For the 2020 season the company has gone even further, producing in its 778 model an end washroom with his-and-hers basins in a drop-down, island-bed arrangement. It looks impressive, but is it all a step too far?

As with almost all of its models, Chausson is making the 778 available on both a Fiat and Ford chassis – although this season there will no longer be the Flash and Welcome trim levels. There’s just a VIP pack (£1750), which gives you extra goodies in the cab, including cruise control and a skylight, and a Premium Pack (£2200) which includes the VIP Pack and more extras such as cab blinds, an external shower and a barbecue point.

With the rear bed in the up position, the garage at the rear is 1.05m high, so there is plenty of room for a bike. Holds for a bungee cord are included, and it is lit and has a mains and 12V plug, too. 

The parallel sofas can be converted into two rearward-facing travel seats; although this ’van can be a five-berth if you pay an extra £700 for the front drop-down bed, there’s only room on the road for four. In settee mode those seats make for a comfortable and sociable lounge, with a pedestal table that folds out between them.

The skylight that comes with the VIP Pack brings in more light, and good LED and ambient lighting help to warm up what could otherwise be a rather austere grey and off-white interior.

There are TV sockets (and a bracket, with the Premium Pack) above the slimline fridge that is immediately to the left as you walk in, so no one in the lounge should miss out on viewing.

The kitchen includes a three-burner dual-fuel hob and a round sink in a work surface that is adequate. An extension, that butts into the lounge, is well lit. The under-hob oven and grill mean there is really only one large cupboard for utensils to complement the two overhead lockers.

So, to that washroom. Chausson says it wanted to create something that was more or less what people might expect to find at home – which makes us want to move to a house in France. The double washbasins are seriously big; as is the mirror that you fold down from underneath the raised bed.
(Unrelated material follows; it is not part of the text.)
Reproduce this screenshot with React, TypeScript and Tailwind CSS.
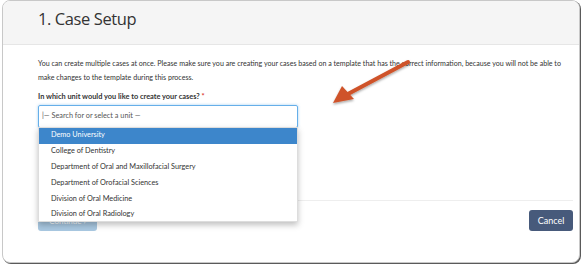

There is also a large shower cubicle and a small corner basin – so no one need worry about not being able to wash their hands if they make a night-time trip to the loo.

The island bed is comfortable, even if you do get a slight feeling that you are sleeping in a washroom. Spotlights, a USB socket and cubbyholes also feature.

The drop-down bed over the lounge, if you opt for it, doesn’t completely obscure the door, and whoever sleeps here can benefit from the LED in the ceiling to read by. The fifth bed is made up by lowering the table, although it’s perhaps only suitable for a small child.

A lot of this clever flexible design is only possible by sacrificing what would otherwise be useful storage space. Having the washroom beneath the bed obviously means you can’t store anything there. But the travel seats take up most of the room under the settees in the front, too – although you do get a boot locker here.

There’s a wardrobe  either side of the bed, but they are rather small and, apart from a few other boxes and floor cubbies, you have to rely on the three overhead lockers in the lounge.